The ring encircles the massive black hole that is believed to lie at the centre of the galaxy. A black hole is a region of matter that has become so massive that gravity prevents anything from escaping, including light. The existence of black holes follows from Einstein’s theory of gravitation. Such supermassive black holes are thought to lie at the center of most galaxies. There is also strong evidence for “small” black holes, with a mass of five to 15 times the mass of our sun, which are the remnants of stars that have collapsed under their own gravity as they have burnt out.

In the case of our Milky Way galaxy, astronomers are confident that the region called Sagittarius A* is a supermassive black hole, particularly because of recent observations carried out by the Max Planck Institute for Extraterrestrial Physics and UCLA Galactic Center Group. These have tracked the movement of stars circling round the galactic centre over a decade, enabling good estimates of its size and mass—a radius of only 6.25 light hours (about the size of Uranus’ orbit) but a mass of over 4 million solar masses.

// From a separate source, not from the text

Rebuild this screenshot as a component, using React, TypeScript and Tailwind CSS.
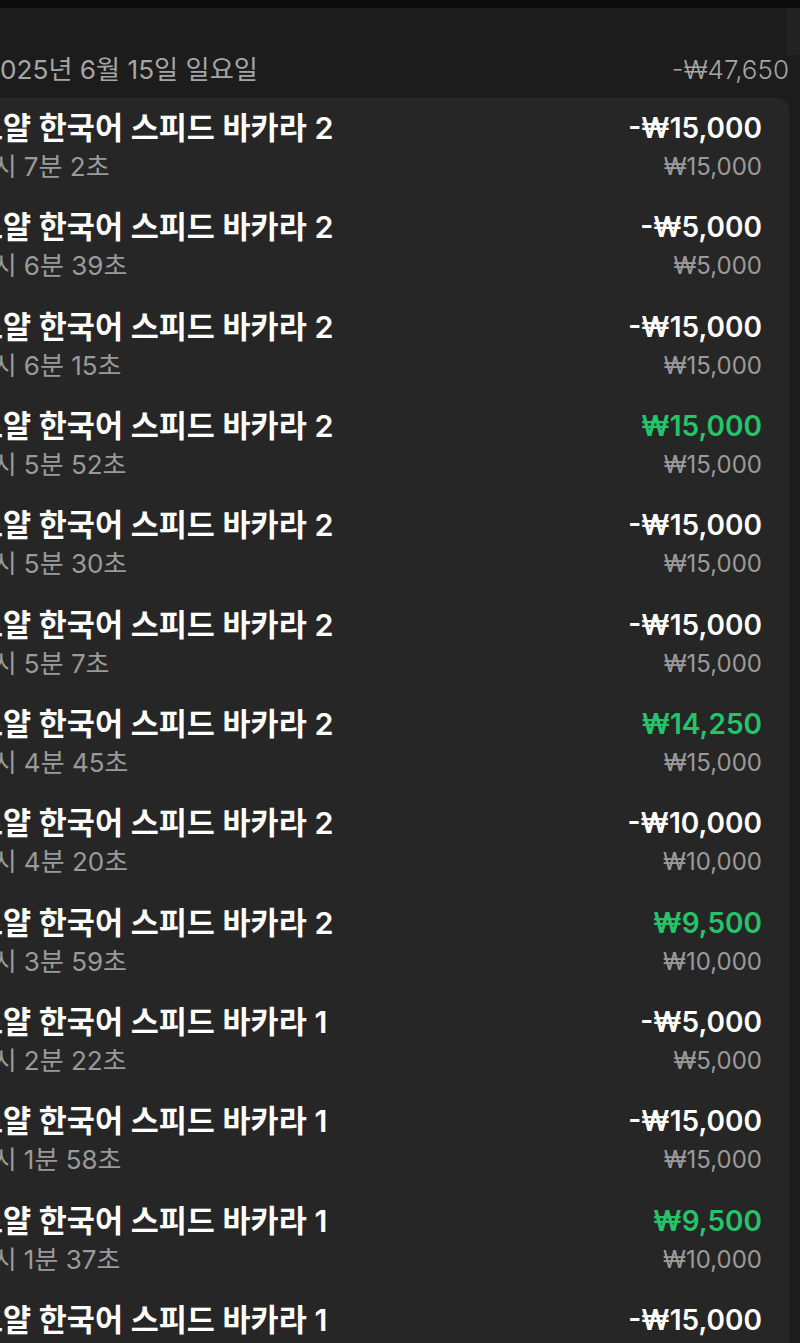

What is surprising about the twisted ring observation is that its centre does not coincide with Sagittarius A* but is slightly offset. Noriega-Crespo said it is not clear why this is the case. “There’s still so much about our galaxy to discover”, he said.

Herschel could hardly be a more aptly chosen name for the ESA Observatory. Friedrich Wilhelm Herschel (15 November 1738 – 25 August 1822) was a German-born British astronomer, technical expert, telescope maker, organist and composer who became famous for discovering Uranus. He discovered infrared radiation. Herschel was the best telescope-maker of his day. His observations revolutionised astronomy. Historian Richard Holmes explains that Herschel developed a new way of looking at the skies which enabled the universe to be understood in its historical development “nebula and star clusters were, in effect, like ‘species of plants’, at various stages of growth and decay”. [1]

[1] Richard Holmes, The Age of Wonder, Harper Press, 2009, p 192.